Alors la nouveauté cette année à Kazan, c'est notamment l'arrivée dans les Brics de deux nouveaux pays africains : l'Égypte et l'Éthiopie. Pourquoi ces deux pays ? Et pourquoi pas tous les autres pays du continent qui se sont portés candidats ?

L’Egypte et l’Ethiopie, ce sont des pays voisins qui ne sont pas souvent amis à propos du Nil. Est-ce que le but est de les aider à se réconcilier ? Ces deux pays très peuplés, même si le Nigeria est beaucoup plus peuplé, ont leur place dans cette institution. Et ils ont des régimes aussi qui vont beaucoup plus avec les régimes russes et chinois dans la gestion de l'économie, c'est-à-dire l'économie nationale, beaucoup moins libérale.

Certains pensent que l'Éthiopie a été préférée au Nigeria parce que le Nigeria abriterait une branche du système de commandement américain et parce que le Nigeria est en compétition économique avec l'Afrique du Sud…

C'est très possible. Mais pour ce que je connais du Nigeria, ils sont autosuffisants sur le plan politique et diplomatique. Je pense que le Nigeria est très introverti.

Il y a deux ans, le président Abdelmadjid Tebboune a annoncé l'entrée prochaine de l'Algérie dans les Brics. Mais rien n'est venu. Et aujourd'hui, le chef d'État algérien déclare que son pays ne souhaite pas intégrer un groupe dans lequel il n'est pas désiré. « C'est vrai », dit-il, « on a déposé notre candidature il y a deux ans, mais avec la tournure que prend cette organisation, notre volonté a changé ». Peut-on parler d'un revers diplomatique pour l'Algérie ?

Si l'Algérie l'a vu comme une continuation du G77, c’est-à-dire du groupe des non-alignés où elle a joué un rôle important, effectivement, cet objectif n'a pas été atteint.

Est-ce le signe que l'Algérie pèse moins qu'avant dans les relations internationales ?

Depuis la guerre civile [des années 1990], l'Algérie a eu à se pencher beaucoup plus sur des problèmes internes. Mais la plupart des pays de ma région ont des préoccupations plus internes qu'externes.

En coulisses, à Alger, on accuse un pays des Brics d'avoir mis son veto à l'entrée de l'Algérie dans ce club, et cela sous les ordres « d'un modeste émirat du Golfe », précise le journal El Moudjahid. Quels sont ces deux pays ?

Alors, sur le fond du problème, je ne suis pas au courant d'un malentendu entre l'Algérie et l'un de ces pays, en l'occurrence le Qatar ou les Émirats Arabes Unis.

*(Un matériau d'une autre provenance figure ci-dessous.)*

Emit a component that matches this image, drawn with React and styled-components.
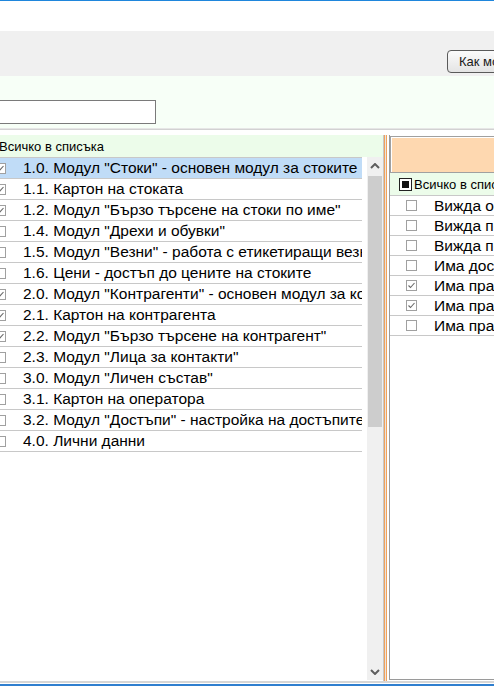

Vu les bons rapports entre le Maroc et les Émirats, n'est-ce pas justement ce pays, les Émirats, qui est visé par l'article d'El Moudjahid ?

Je crois que ce qui est important, c'est d'être dans les Brics. Ils peuvent ouvrir des perspectives à tous nos pays, y compris pour les productions énergétiques d'Algérie et pour les productions agricoles et de phosphate du Maroc. Et je pense que le mérite du Maroc et de l'Algérie, c'est ne pas s'entendre, mais, Dieu merci, ils se refusent à faire une guerre ouverte, comme leurs frères et cousins du Moyen-Orient. Je pense que cet aspect doit continuer, quels que soient les appuis financiers, militaires, diplomatiques qu'ils entretiennent, et j'espère bientôt qu'ils ouvriront leur frontière. Les populations qui sont très liées pourront aller rapidement d'un endroit à l'autre, comme elles le faisaient au cours des siècles et des dernières décennies.